(EXERCISE AIM) Reproduce the listing verbatim.

(DATA FOR THIS TASK)
* begin *
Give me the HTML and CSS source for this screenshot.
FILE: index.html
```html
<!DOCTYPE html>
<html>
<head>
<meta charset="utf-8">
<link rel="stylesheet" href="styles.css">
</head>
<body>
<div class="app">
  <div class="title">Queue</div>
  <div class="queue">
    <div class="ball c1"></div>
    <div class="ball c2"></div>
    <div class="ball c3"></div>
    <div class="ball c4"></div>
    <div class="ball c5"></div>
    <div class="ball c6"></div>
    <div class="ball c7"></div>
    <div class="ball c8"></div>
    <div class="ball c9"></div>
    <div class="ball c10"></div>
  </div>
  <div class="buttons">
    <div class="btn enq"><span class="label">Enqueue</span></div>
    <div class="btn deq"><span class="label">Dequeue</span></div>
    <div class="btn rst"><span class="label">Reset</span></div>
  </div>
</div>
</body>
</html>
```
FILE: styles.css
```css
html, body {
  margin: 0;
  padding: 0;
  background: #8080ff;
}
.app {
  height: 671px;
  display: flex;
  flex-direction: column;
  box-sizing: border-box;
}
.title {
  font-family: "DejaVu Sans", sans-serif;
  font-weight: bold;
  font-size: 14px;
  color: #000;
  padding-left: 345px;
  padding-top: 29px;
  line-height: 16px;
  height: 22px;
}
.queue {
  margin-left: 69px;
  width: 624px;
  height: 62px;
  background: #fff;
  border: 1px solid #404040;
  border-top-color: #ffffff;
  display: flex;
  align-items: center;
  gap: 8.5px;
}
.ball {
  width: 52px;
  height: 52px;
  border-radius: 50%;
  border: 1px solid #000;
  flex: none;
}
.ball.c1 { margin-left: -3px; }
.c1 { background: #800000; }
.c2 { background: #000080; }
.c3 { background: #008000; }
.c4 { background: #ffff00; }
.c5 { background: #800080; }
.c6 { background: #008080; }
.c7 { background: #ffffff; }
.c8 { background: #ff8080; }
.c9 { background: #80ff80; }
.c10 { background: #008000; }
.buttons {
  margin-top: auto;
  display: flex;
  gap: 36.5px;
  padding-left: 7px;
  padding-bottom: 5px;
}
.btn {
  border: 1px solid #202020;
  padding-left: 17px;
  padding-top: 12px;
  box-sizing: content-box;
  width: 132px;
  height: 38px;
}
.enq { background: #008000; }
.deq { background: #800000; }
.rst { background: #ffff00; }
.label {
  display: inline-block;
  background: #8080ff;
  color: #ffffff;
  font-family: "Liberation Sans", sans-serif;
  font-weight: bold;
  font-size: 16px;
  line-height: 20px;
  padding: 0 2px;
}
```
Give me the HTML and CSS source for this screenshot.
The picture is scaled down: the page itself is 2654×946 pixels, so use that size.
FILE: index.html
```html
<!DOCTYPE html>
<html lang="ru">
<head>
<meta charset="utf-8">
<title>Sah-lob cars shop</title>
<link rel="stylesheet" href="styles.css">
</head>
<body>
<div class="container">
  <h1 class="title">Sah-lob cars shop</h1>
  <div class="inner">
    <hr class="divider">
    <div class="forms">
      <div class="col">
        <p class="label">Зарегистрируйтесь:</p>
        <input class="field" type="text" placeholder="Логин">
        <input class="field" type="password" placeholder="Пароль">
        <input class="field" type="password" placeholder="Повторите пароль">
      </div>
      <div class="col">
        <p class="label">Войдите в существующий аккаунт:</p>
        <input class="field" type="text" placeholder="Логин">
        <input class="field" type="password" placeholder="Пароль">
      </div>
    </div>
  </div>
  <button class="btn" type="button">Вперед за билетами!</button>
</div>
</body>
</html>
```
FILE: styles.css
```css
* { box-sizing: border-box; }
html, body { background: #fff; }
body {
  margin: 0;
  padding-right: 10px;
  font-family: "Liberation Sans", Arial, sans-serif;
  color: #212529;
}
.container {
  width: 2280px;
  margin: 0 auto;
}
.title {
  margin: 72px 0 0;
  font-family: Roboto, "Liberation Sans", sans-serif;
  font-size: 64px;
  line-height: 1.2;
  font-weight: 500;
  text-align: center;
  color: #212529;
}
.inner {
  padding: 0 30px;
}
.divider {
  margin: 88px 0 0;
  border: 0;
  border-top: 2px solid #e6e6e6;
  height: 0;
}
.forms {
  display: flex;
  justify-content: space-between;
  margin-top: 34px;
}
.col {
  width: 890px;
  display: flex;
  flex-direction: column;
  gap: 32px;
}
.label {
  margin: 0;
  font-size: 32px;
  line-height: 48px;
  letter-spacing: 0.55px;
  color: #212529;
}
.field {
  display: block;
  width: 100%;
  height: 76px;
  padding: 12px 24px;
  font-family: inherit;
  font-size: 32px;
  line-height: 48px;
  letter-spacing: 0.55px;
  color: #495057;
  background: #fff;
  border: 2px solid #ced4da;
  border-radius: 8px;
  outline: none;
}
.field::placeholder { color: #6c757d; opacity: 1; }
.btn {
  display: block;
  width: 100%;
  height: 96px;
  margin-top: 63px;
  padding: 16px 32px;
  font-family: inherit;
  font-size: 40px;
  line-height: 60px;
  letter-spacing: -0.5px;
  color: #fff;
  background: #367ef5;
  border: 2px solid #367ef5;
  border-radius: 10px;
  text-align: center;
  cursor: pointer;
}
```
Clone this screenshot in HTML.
* end *
(ANSWER TO THE EXERCISE)
Give me the HTML and CSS source for this screenshot.
FILE: index.html
```html
<!DOCTYPE html>
<html>
<head>
<meta charset="utf-8">
<link rel="stylesheet" href="styles.css">
</head>
<body>
<div class="app">
  <div class="title">Queue</div>
  <div class="queue">
    <div class="ball c1"></div>
    <div class="ball c2"></div>
    <div class="ball c3"></div>
    <div class="ball c4"></div>
    <div class="ball c5"></div>
    <div class="ball c6"></div>
    <div class="ball c7"></div>
    <div class="ball c8"></div>
    <div class="ball c9"></div>
    <div class="ball c10"></div>
  </div>
  <div class="buttons">
    <div class="btn enq"><span class="label">Enqueue</span></div>
    <div class="btn deq"><span class="label">Dequeue</span></div>
    <div class="btn rst"><span class="label">Reset</span></div>
  </div>
</div>
</body>
</html>
```
FILE: styles.css
```css
html, body {
  margin: 0;
  padding: 0;
  background: #8080ff;
}
.app {
  height: 671px;
  display: flex;
  flex-direction: column;
  box-sizing: border-box;
}
.title {
  font-family: "DejaVu Sans", sans-serif;
  font-weight: bold;
  font-size: 14px;
  color: #000;
  padding-left: 345px;
  padding-top: 29px;
  line-height: 16px;
  height: 22px;
}
.queue {
  margin-left: 69px;
  width: 624px;
  height: 62px;
  background: #fff;
  border: 1px solid #404040;
  border-top-color: #ffffff;
  display: flex;
  align-items: center;
  gap: 8.5px;
}
.ball {
  width: 52px;
  height: 52px;
  border-radius: 50%;
  border: 1px solid #000;
  flex: none;
}
.ball.c1 { margin-left: -3px; }
.c1 { background: #800000; }
.c2 { background: #000080; }
.c3 { background: #008000; }
.c4 { background: #ffff00; }
.c5 { background: #800080; }
.c6 { background: #008080; }
.c7 { background: #ffffff; }
.c8 { background: #ff8080; }
.c9 { background: #80ff80; }
.c10 { background: #008000; }
.buttons {
  margin-top: auto;
  display: flex;
  gap: 36.5px;
  padding-left: 7px;
  padding-bottom: 5px;
}
.btn {
  border: 1px solid #202020;
  padding-left: 17px;
  padding-top: 12px;
  box-sizing: content-box;
  width: 132px;
  height: 38px;
}
.enq { background: #008000; }
.deq { background: #800000; }
.rst { background: #ffff00; }
.label {
  display: inline-block;
  background: #8080ff;
  color: #ffffff;
  font-family: "Liberation Sans", sans-serif;
  font-weight: bold;
  font-size: 16px;
  line-height: 20px;
  padding: 0 2px;
}
```
Give me the HTML and CSS source for this screenshot.
The picture is scaled down: the page itself is 2654×946 pixels, so use that size.
FILE: index.html
```html
<!DOCTYPE html>
<html lang="ru">
<head>
<meta charset="utf-8">
<title>Sah-lob cars shop</title>
<link rel="stylesheet" href="styles.css">
</head>
<body>
<div class="container">
  <h1 class="title">Sah-lob cars shop</h1>
  <div class="inner">
    <hr class="divider">
    <div class="forms">
      <div class="col">
        <p class="label">Зарегистрируйтесь:</p>
        <input class="field" type="text" placeholder="Логин">
        <input class="field" type="password" placeholder="Пароль">
        <input class="field" type="password" placeholder="Повторите пароль">
      </div>
      <div class="col">
        <p class="label">Войдите в существующий аккаунт:</p>
        <input class="field" type="text" placeholder="Логин">
        <input class="field" type="password" placeholder="Пароль">
      </div>
    </div>
  </div>
  <button class="btn" type="button">Вперед за билетами!</button>
</div>
</body>
</html>
```
FILE: styles.css
```css
* { box-sizing: border-box; }
html, body { background: #fff; }
body {
  margin: 0;
  padding-right: 10px;
  font-family: "Liberation Sans", Arial, sans-serif;
  color: #212529;
}
.container {
  width: 2280px;
  margin: 0 auto;
}
.title {
  margin: 72px 0 0;
  font-family: Roboto, "Liberation Sans", sans-serif;
  font-size: 64px;
  line-height: 1.2;
  font-weight: 500;
  text-align: center;
  color: #212529;
}
.inner {
  padding: 0 30px;
}
.divider {
  margin: 88px 0 0;
  border: 0;
  border-top: 2px solid #e6e6e6;
  height: 0;
}
.forms {
  display: flex;
  justify-content: space-between;
  margin-top: 34px;
}
.col {
  width: 890px;
  display: flex;
  flex-direction: column;
  gap: 32px;
}
.label {
  margin: 0;
  font-size: 32px;
  line-height: 48px;
  letter-spacing: 0.55px;
  color: #212529;
}
.field {
  display: block;
  width: 100%;
  height: 76px;
  padding: 12px 24px;
  font-family: inherit;
  font-size: 32px;
  line-height: 48px;
  letter-spacing: 0.55px;
  color: #495057;
  background: #fff;
  border: 2px solid #ced4da;
  border-radius: 8px;
  outline: none;
}
.field::placeholder { color: #6c757d; opacity: 1; }
.btn {
  display: block;
  width: 100%;
  height: 96px;
  margin-top: 63px;
  padding: 16px 32px;
  font-family: inherit;
  font-size: 40px;
  line-height: 60px;
  letter-spacing: -0.5px;
  color: #fff;
  background: #367ef5;
  border: 2px solid #367ef5;
  border-radius: 10px;
  text-align: center;
  cursor: pointer;
}
```
Clone this screenshot in HTML.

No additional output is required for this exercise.